Paul Martin succeeded Chretien and is the only one of the trio to have had ties to offshore firms before being elected.

The Liberal prime minister of Canada from 2003 to 2006 was a prominent businessman who sold his holdings in CSL Group to his sons in 2003 to minimise conflicts of interest while serving as prime minister. Martin was known to have offshore holdings at the time of his election and was regularly criticised for them by political opponents. In fact, in 1995, the then finance minister Martin granted some exempted Barbados from offshore tax reform, and his company promptly set up units there.

In 1991, CSL Self-Unloader Investments Ltd, part of CSL Group, was registered in Bermuda. It was created to hold the shares of two Barbadian corporations involved in a leaseback contract for three shipping vessels owned by the group. The company was active while he held government positions, including the finance minister.

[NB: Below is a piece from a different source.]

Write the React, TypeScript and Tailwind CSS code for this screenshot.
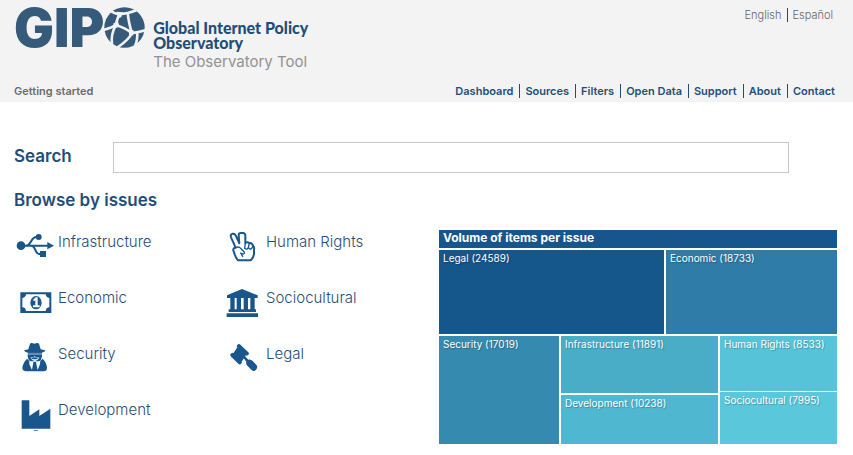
import type { ReactNode } from "react";

const navLinks = ["Dashboard", "Sources", "Filters", "Open Data", "Support", "About", "Contact"];

function Icon({ children }: { children: ReactNode }) {
  return (
    <svg viewBox="0 0 114 96" aria-hidden="true" className="w-[38px] h-8 shrink-0 overflow-visible fill-[#18568c]">
      {children}
    </svg>
  );
}

function UsbIcon() {
  return (
    <Icon>
      <circle cx="15" cy="47" r="13" />
      <circle cx="68" cy="21" r="9" />
      <rect x="72" y="63" width="18" height="18" />
      <path d="M94 36 114 47 94 58z" />
      <path d="M17 47H100M30 47C47 47 43 21 62 21H68M46 47C60 47 55 72 70 72H80" fill="none" stroke="#18568c" strokeWidth="6" />
    </Icon>
  );
}

function MoneyIcon() {
  return (
    <Icon>
      <path fillRule="evenodd" d="M13 19H106V81H13zM30 25Q29 35 19 36V64Q29 65 30 75H89Q90 65 100 64V36Q90 35 89 25z" />
      <ellipse cx="60" cy="50" rx="17" ry="20" />
      <path d="M51 41 59 34H65V58H71V64H51V58H58V43L54 46z" fill="#fff" />
    </Icon>
  );
}

function SpyIcon() {
  return (
    <Icon>
      <path d="M37 22 42 5Q46 1 51 4Q55 6 60 4Q65 1 69 5L74 22 87 25Q88 31 76 32H38Q24 30 25 25z" />
      <path d="M35 31H78V42Q76 56 69 58H44Q37 56 35 42z" />
      <path d="M33 50Q41 60 56 60Q72 60 80 50Q92 62 93 78Q92 88 83 88H31Q20 88 19 78Q21 62 33 50z" />
      <path d="M40 56 52 61 48 84 40 67zM73 56 60 61 65 84 72 67z" fill="#fff" />
      <path d="M43 46Q50 48 56 43Q62 48 70 46Q67 55 56 57Q46 55 43 46z" fill="#fff" />
      <path d="M46 49Q56 43 66 49L62 52H50z" />
      <path d="M32 36H80" fill="none" stroke="#fff" strokeWidth="2" />
    </Icon>
  );
}

function FactoryIcon() {
  return (
    <Icon>
      <path d="M17 7H40V54L70 34V54L103 32V92H17z" />
      <path d="M52 97H67L64 99H55z" />
    </Icon>
  );
}

function PeaceIcon() {
  return (
    <Icon>
      <g fill="#fff" stroke="#18568c" strokeWidth="6" strokeLinejoin="round" strokeLinecap="round">
        <path d="M35 53 21 22Q18 13 26 11Q33 10 36 18L46 40 44 15Q44 9 51 9H58Q64 10 64 17V39Q70 34 76 39Q84 38 87 47Q92 51 90 59V72Q88 85 80 91H42Q35 84 32 73L28 61Q27 53 35 53z" />
        <path d="M35 53Q44 48 51 56L60 65Q63 70 58 72L50 69 56 79M64 39 62 55Q69 61 73 53L76 39M74 54Q82 61 85 52L87 47" fill="none" strokeWidth="4" />
      </g>
    </Icon>
  );
}

function BankIcon() {
  return (
    <Icon>
      <path d="M54 9 101 28V36H9V28zM19 36H32V70H19zM38 36H51V70H38zM59 36H72V70H59zM79 36H92V70H79zM14 70H96V78H14zM8 82H102V93H8z" />
    </Icon>
  );
}

function GavelIcon() {
  return (
    <Icon>
      <path d="M38 12 42 7Q46 5 50 9L73 31Q77 35 73 39L68 41 66 39 53 59 54 61 51 66Q47 69 43 65L20 43Q17 39 20 35L25 32 28 34 40 16z" />
      <path d="M57 46 62 41 73 53Q80 51 86 57L98 70Q102 76 97 82L93 86Q88 89 83 84L70 71Q65 66 67 59z" />
    </Icon>
  );
}

const issues = [
  { name: "Infrastructure", icon: <UsbIcon /> },
  { name: "Human Rights", icon: <PeaceIcon /> },
  { name: "Economic", icon: <MoneyIcon /> },
  { name: "Sociocultural", icon: <BankIcon /> },
  { name: "Security", icon: <SpyIcon /> },
  { name: "Legal", icon: <GavelIcon /> },
  { name: "Development", icon: <FactoryIcon /> },
];

function Globe() {
  return (
    <svg viewBox="24 22 124 124" aria-hidden="true" className="size-[41px] shrink-0">
      <circle cx="86" cy="84" r="61" fill="#355a7a" />
      <g fill="none" stroke="#f3f3f3" strokeWidth="8">
        <path d="M42 30Q54 44 72 43Q90 44 122 32" />
        <path d="M72 43Q63 56 60 77Q48 84 22 92M60 77Q88 84 108 101Q126 99 150 92" />
        <path d="M96 42Q98 66 108 101Q100 121 62 146" />
        <path d="M60 77Q44 104 48 136M124 96Q127 118 118 140" />
      </g>
      <path d="M62 36 82 38 76 53 66 55zM52 72 66 66 72 82 54 86zM99 92 114 92 112 108 100 108z" fill="#f3f3f3" />
    </svg>
  );
}

function Cell({ label, color }: { label: string; color: string }) {
  return (
    <a href="#" className={`block px-1 pt-0.5 text-[10px] leading-3 text-white [text-shadow:1px_1px_1px_#0004] ${color}`}>
      {label}
    </a>
  );
}

export default function App() {
  return (
    <div className="bg-white text-[#1f4e79] font-[Inter,sans-serif]">
      <header className="bg-[#f3f3f3] pl-[14px] pr-[18px] pb-1">
        <div className="flex items-start justify-between h-20">
          <a href="#" className="flex items-start">
            <span className="-mt-1 whitespace-nowrap text-[53px] leading-[65px] text-[#355a7a] font-black font-[Inter,sans-serif]">GIP</span>
            <span className="pt-[7px]">
              <Globe />
            </span>
            <span className="pl-2 pt-5 whitespace-nowrap text-[16px] leading-[15px] text-[#1f4e79] font-black font-[Lato,sans-serif]">
              <span className="block">Global Internet Policy</span>
              <span className="block">Observatory</span>
              <span className="block pt-1 text-[15px] leading-4 font-normal text-[#929292] font-[Inter,sans-serif]">
                The Observatory Tool
              </span>
            </span>
          </a>
          <nav aria-label="Language" className="flex pt-2 pr-0.5 text-[11px] leading-[14px] font-light text-[#666]">
            <a href="#" className="pr-1.5">English</a>
            <a href="#" className="border-l border-[#1f4e79] pl-1">Español</a>
          </nav>
        </div>
        <div className="flex items-center justify-between pt-1 text-[11px] leading-[14px] font-semibold">
          <a href="#" className="text-[#6b6b6b]">Getting started</a>
          <nav aria-label="Main" className="flex">
            {navLinks.map((link) => (
              <a key={link} href="#" className="border-l border-[#1f4e79] pl-[5px] pr-1.5 first:border-l-0 last:pr-0">
                {link}
              </a>
            ))}
          </nav>
        </div>
      </header>

      <main className="pl-[14px] pr-4 pt-10">
        <form className="flex items-center pr-12">
          <label htmlFor="search" className="w-[99px] pb-1 text-[17px] leading-6 font-semibold">Search</label>
          <input id="search" type="text" className="h-[31px] min-w-0 flex-1 border border-[#c8c8c8] bg-white px-2" />
        </form>

        <h2 className="pt-[15px] text-[17px] leading-6 font-semibold">Browse by issues</h2>

        <div className="flex pt-[18px]">
          <ul className="grid w-[425px] grid-cols-[208px_1fr] auto-rows-[56px]">
            {issues.map((issue) => (
              <li key={issue.name} className="pl-0.5">
                <a href="#" className="flex items-start gap-1 text-[15px] leading-6 font-light text-[#1f4e79]">
                  {issue.icon}
                  {issue.name}
                </a>
              </li>
            ))}
          </ul>

          <section className="flex-1 min-w-0">
            <h3 className="h-[18px] bg-[#17568c] px-1 text-[12px] leading-4 font-bold text-white">Volume of items per issue</h3>
            <div className="mt-0.5 grid h-[84px] grid-cols-[225fr_171fr] gap-0.5">
              <Cell label="Legal (24589)" color="bg-[#15568b]" />
              <Cell label="Economic (18733)" color="bg-[#2e7ca7]" />
            </div>
            <div className="mt-0.5 grid h-[108px] grid-cols-[120fr_157fr_117fr] gap-0.5">
              <Cell label="Security (17019)" color="bg-[#358aaf]" />
              <div className="grid grid-rows-[57fr_49fr] gap-0.5">
                <Cell label="Infrastructure (11891)" color="bg-[#49adc8]" />
                <Cell label="Development (10238)" color="bg-[#50b7d0]" />
              </div>
              <div className="grid grid-rows-[55fr_52fr] gap-px">
                <Cell label="Human Rights (8533)" color="bg-[#57c3d8]" />
                <Cell label="Sociocultural (7995)" color="bg-[#5ac8da]" />
              </div>
            </div>
          </section>
        </div>
      </main>
    </div>
  );
}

CSL Group registered at least 12 more entities in Bermuda in the years after Martin’s children took over the firm according to the Appleby files. The companies were registered in 2012 and 2013 and their purposes involved international traffic, vessels and transportation of cargo.

A spokesperson for Martin said that he “has not been involved in CSL in over a quarter century and is not in a position to comment on its operations.”

Trudeau ally

Meanwhile, one of incumbent Canadian PM Justin Trudeau’s primary backers is also on the list. The chief fundraiser and senior adviser to Trudeau, Stephen Bronfman, heir to the Seagram fortune, was instrumental in Trudeau’s successful bid for leadership of the Liberal party in 2013 and his rise to the premiership two years later. Bronfman is tied through his family investment business in a complex web of entities in the US, Israel, and the Cayman Islands. Multimillion-dollar cash flows between the three jurisdictions may have been used to legally avoid taxes in the US, Canada and Israel.



The leaked documents unveil a close relationship between two wealthy families who collaborated to shift millions of dollars to the Cayman Islands. On one side were the Bronfman family, inheritors of the Seagram distillery fortune in Montreal. On the other side was the Cayman Islands-based trust of Leo Kolber, a former Canadian senator and powerhouse within the Liberal party Trudeau now leads.

The CBC, Radio-Canada and the Toronto Star found that Bronfman and his Montreal-based investment company, Claridge Inc were key players linked to a $60 million offshore trust in the Cayman Islands that may have cost Canadians millions in unpaid taxes.

The news is embarrassing for Trudeau, who claimed he would fight against the use of offshore companies to evade taxes.